Now I wonder if the non-determinism in NaNs (as specified in rust-lang/rfcs#3514) is subject to similar issues. If LLVM assumes float operations are deterministic then indeed it must not do any const-folding that differs from the effective runtime behavior.
@RalfJung Non-deterministic NaNs can cause miscompilations. Here is an example that works on x86-64 (playground):
#[inline(never)]
fn print_vals(x: f64, i: usize, vals_i: u32) {
println!("x={x} i={i} vals[i]={vals_i}");
}
#[inline(never)]
pub fn evil(vals: &[u32; 300]) {
const INC: f64 = f64::MAX / 90.0;
let mut x: f64 = -1.0;
let mut i: usize = 0;
while x.is_sign_negative() {
print_vals(x, i, vals[i]);
// Use a big decrement to reach negative infinity quickly.
x -= INC;
// Convert infinity into a NaN (Inf - Inf = NaN)
x = x + x - x;
i += 2;
}
}
pub fn main() {
let mut vals: [u32; 300] = [0; 300];
for i in 0..300 { vals[i as usize] = i; }
evil(&vals);
}On x86-64 (and 32-bit x86), NaNs produced at runtime will always have a negative sign whereas NaNs produced by LLVM at compile time always have a positive sign.

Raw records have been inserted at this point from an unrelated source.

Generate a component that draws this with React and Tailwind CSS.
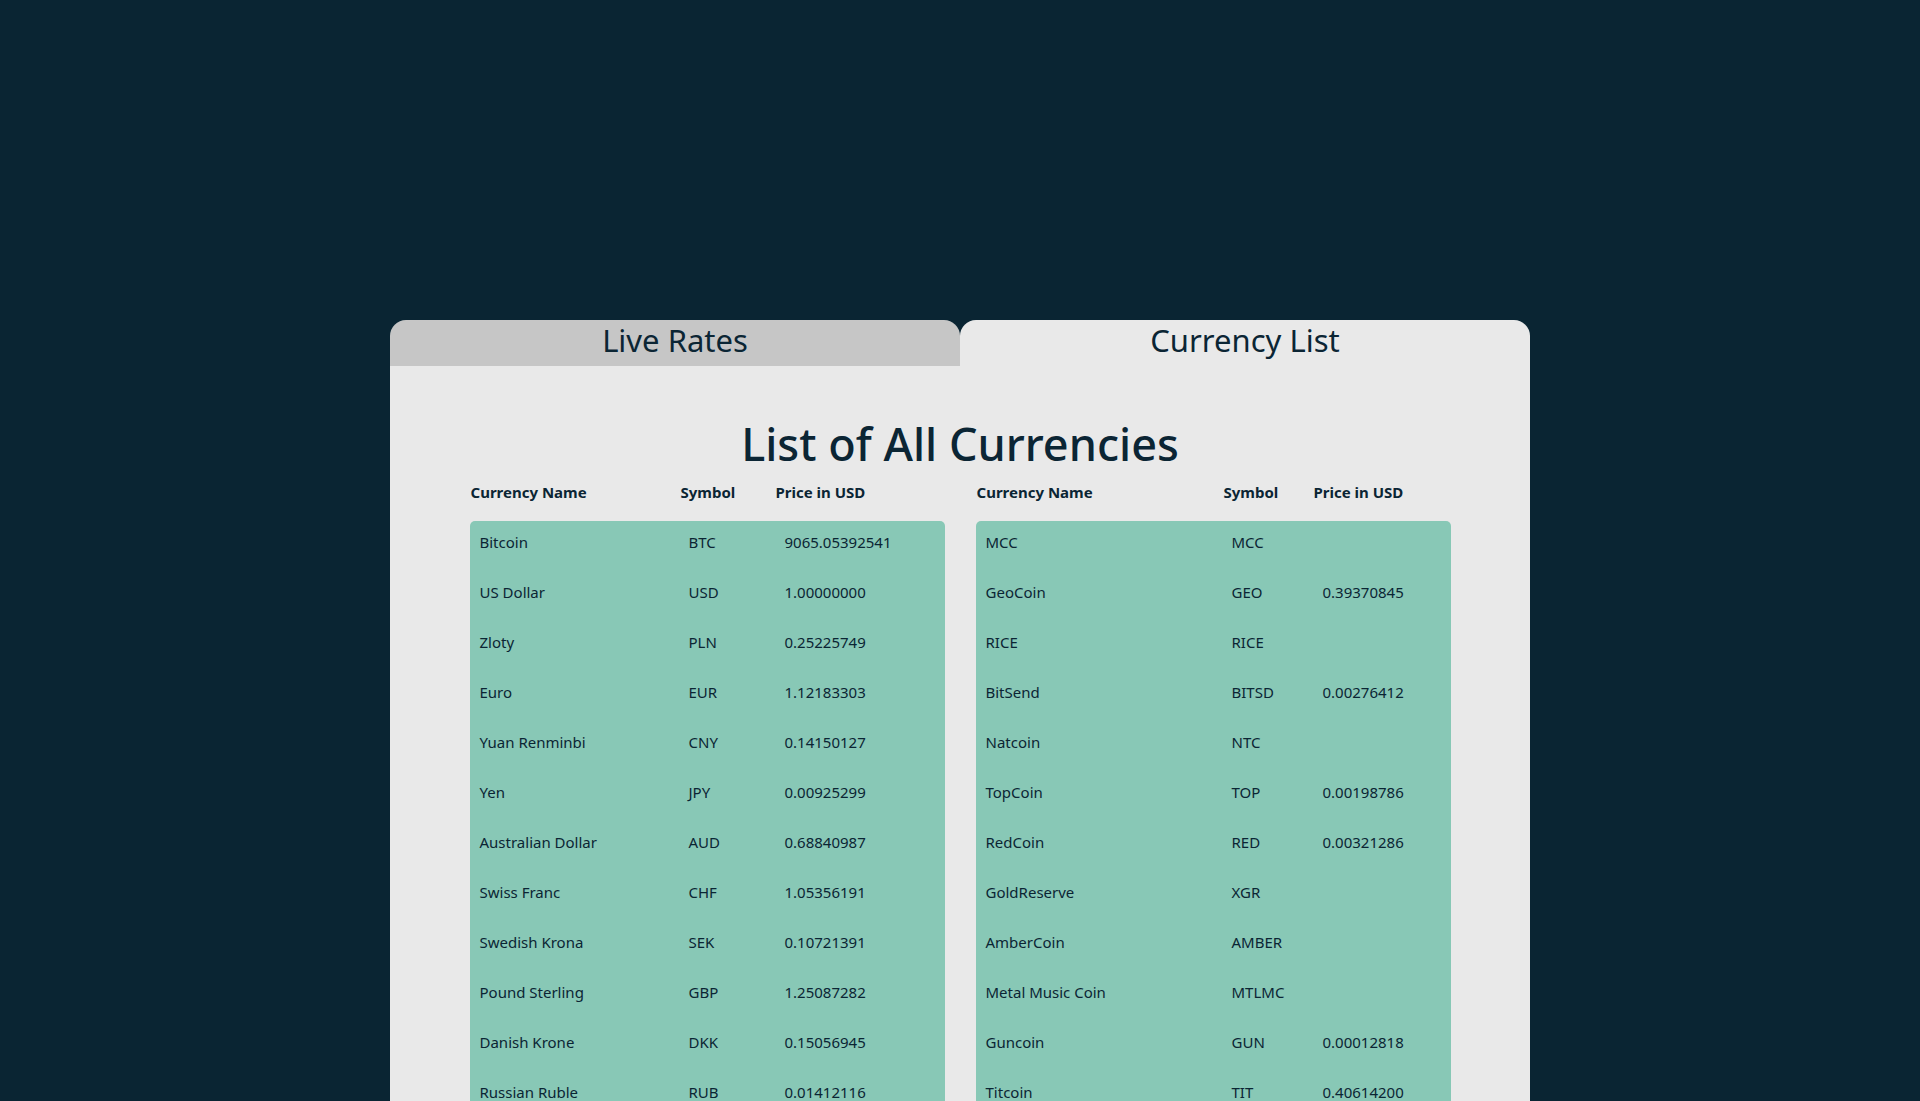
const left = [
  ['Bitcoin', 'BTC', '9065.05392541'],
  ['US Dollar', 'USD', '1.00000000'],
  ['Zloty', 'PLN', '0.25225749'],
  ['Euro', 'EUR', '1.12183303'],
  ['Yuan Renminbi', 'CNY', '0.14150127'],
  ['Yen', 'JPY', '0.00925299'],
  ['Australian Dollar', 'AUD', '0.68840987'],
  ['Swiss Franc', 'CHF', '1.05356191'],
  ['Swedish Krona', 'SEK', '0.10721391'],
  ['Pound Sterling', 'GBP', '1.25087282'],
  ['Danish Krone', 'DKK', '0.15056945'],
  ['Russian Ruble', 'RUB', '0.01412116'],
];

const right = [
  ['MCC', 'MCC', ''],
  ['GeoCoin', 'GEO', '0.39370845'],
  ['RICE', 'RICE', ''],
  ['BitSend', 'BITSD', '0.00276412'],
  ['Natcoin', 'NTC', ''],
  ['TopCoin', 'TOP', '0.00198786'],
  ['RedCoin', 'RED', '0.00321286'],
  ['GoldReserve', 'XGR', ''],
  ['AmberCoin', 'AMBER', ''],
  ['Metal Music Coin', 'MTLMC', ''],
  ['Guncoin', 'GUN', '0.00012818'],
  ['Titcoin', 'TIT', '0.40614200'],
];

const CurrencyTable = ({ rows, cols }) => {
    return (
        <div className="w-[475px]">
            <div className={`grid ${cols} h-[50px] items-center text-[15px] font-bold`}>
                <span className="pl-[1px]">Currency Name</span>
                <span className="pl-[2px]">Symbol</span>
                <span className="pl-[1px]">Price in USD</span>
            </div>
            <div className="bg-[#88c8b6] rounded-[5px] px-[10px] mt-[4px]">
                {rows.map((r) => (
                    <div key={r[0]} className={`grid ${cols} h-[50px] pt-[11px] text-[15px] leading-[20px]`}>
                        <span>{r[0]}</span>
                        <span>{r[1]}</span>
                        <span>{r[2]}</span>
                    </div>
                ))}
            </div>
        </div>
    );
};

const App = () => {
    return (
        <div
            className="min-h-screen bg-[#0a2533] text-[#0b2534] pt-[320px] overflow-hidden"
            style={{ fontFamily: '"Noto Sans", "Open Sans", sans-serif' }}
        >
            <div className="w-[1140px] mx-auto">
                <div className="flex h-[46px]">
                    <button className="flex-1 bg-[#c6c6c6] rounded-t-[16px] text-[31px] leading-[38px] pb-[7px] text-[#0b2534]">
                        Live Rates
                    </button>
                    <button className="flex-1 bg-[#e9e9e9] rounded-t-[16px] text-[31px] leading-[38px] pb-[7px] text-[#0b2534]">
                        Currency List
                    </button>
                </div>
                <div className="bg-[#e9e9e9] pt-[48px] pb-10">
                    <h1 className="text-center text-[45px] leading-[60px] font-medium">List of All Currencies</h1>
                    <div className="flex justify-center gap-[31px] mt-[-7px]">
                        <CurrencyTable rows={left} cols="grid-cols-[209px_96px_1fr]" />
                        <CurrencyTable rows={right} cols="grid-cols-[246px_91px_1fr]" />
                    </div>
                </div>
            </div>
        </div>
    );
};

export default App;
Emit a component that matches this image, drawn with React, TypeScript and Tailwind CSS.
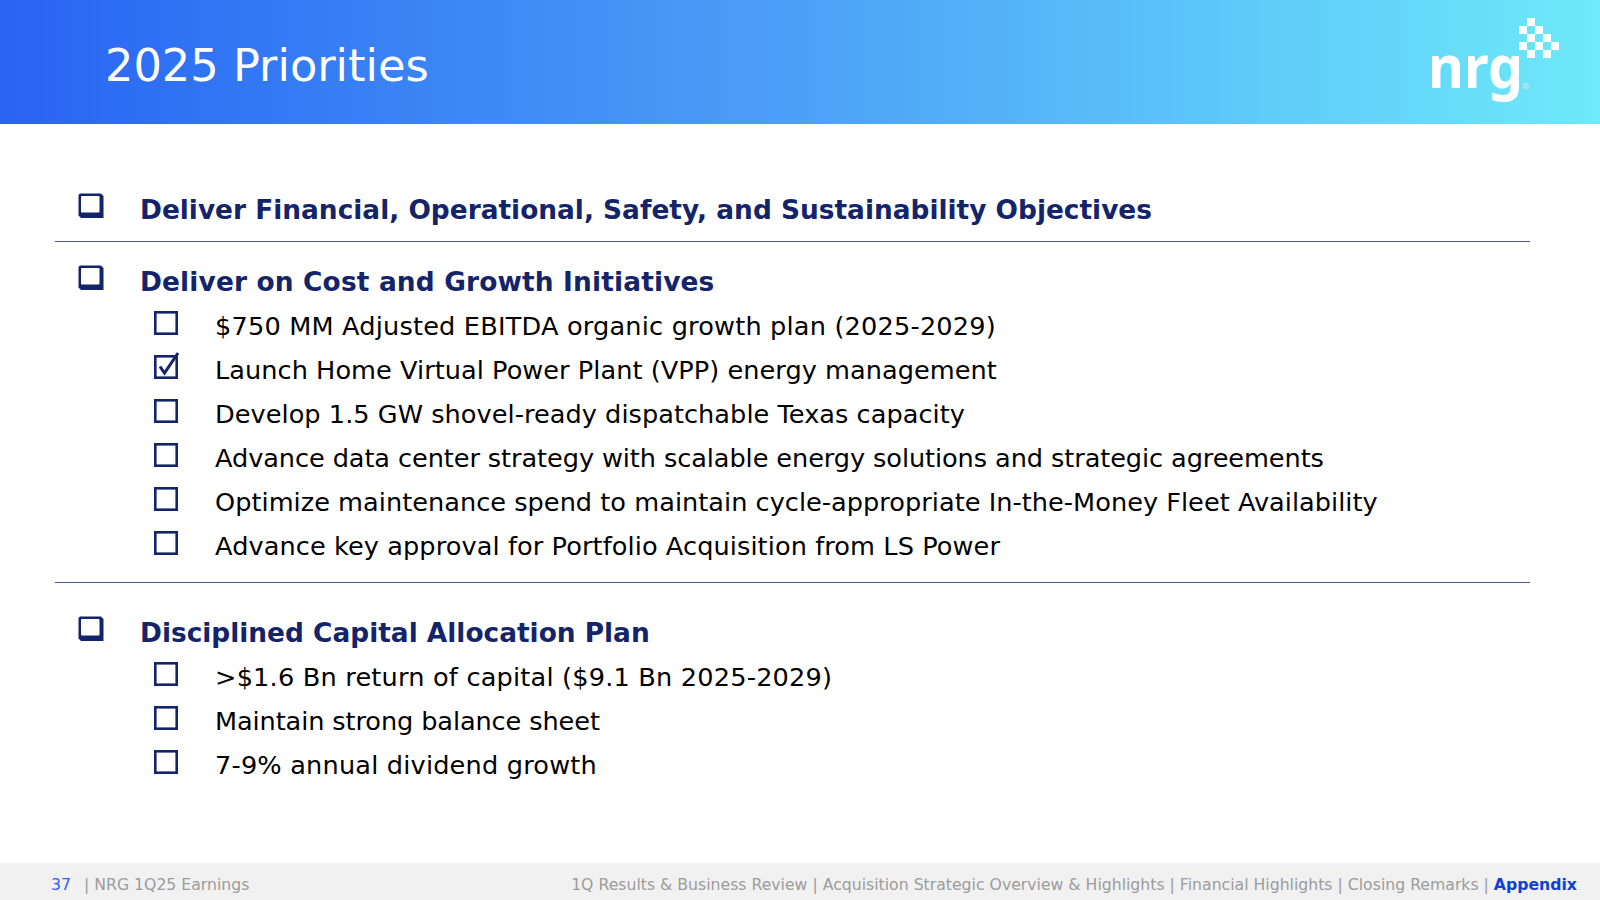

This means LLVM thinks the loop will exit when x becomes a NaN, but at runtime the loop will never exit.
llvm/llvm-project#90942 will be in #127513, so some of this may be improved soon.
I've tested both the examples and can confirm that this issue has been fixed by #127513.
Awesome, let's close this then. :)
Per llvm/llvm-project#89885 (comment) that was only a partial fix, are we still exposing this in some way?